R: It’s a good point. I’ll leave elaborate techniques for the seminars.
OK…what would I do?
Assuming all of the above is correct (timing, numbers etc), then I would say, use the first day only for the theory (with suitable breaks). On the second day, you could outline the practical work the students are going to undertake, sort out groups, hand out protocols, familiarise the students with things like ‘what is a pipette?’, ‘why is it important to know how to use a microscope?’, ‘writing out experiments’ and all the things they never learned as undergraduates.

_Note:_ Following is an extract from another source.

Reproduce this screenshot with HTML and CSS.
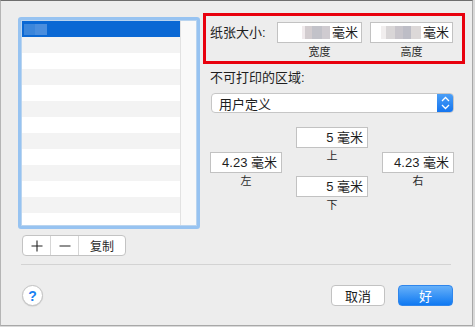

For the practical work, I guess it’s always a question of where your interests are…you have to go for a particular focus otherwise it will appear to be just a mishmash of techniques with no ultimate goal.
Of course, you can
a) go in the highly-structured, ‘like it would be done in a real lab’ way…perhaps a variation of this:
http://www.lifescied.org/content/11/2/165.abstract
R: This article is awesome. It’s exactly what I was looking for!
The advantages are clear, you adapt something that has been used, apparently worked and details what was involved.
Or
b) you go it alone and develop a single focus perhaps and have each group look at a different aspect of the problem.
What about the effect of age on chemotaxis (I can hear the groans / WTF already), but hey, you have a well proven effect, mutants at the CGC, well-tried assay(s), a variety of explanations to be explored (insulin signalling, changes in locomotor activity, sensory neurone changes etc.), loads of background literature. It would be a blast (or even a BlastN).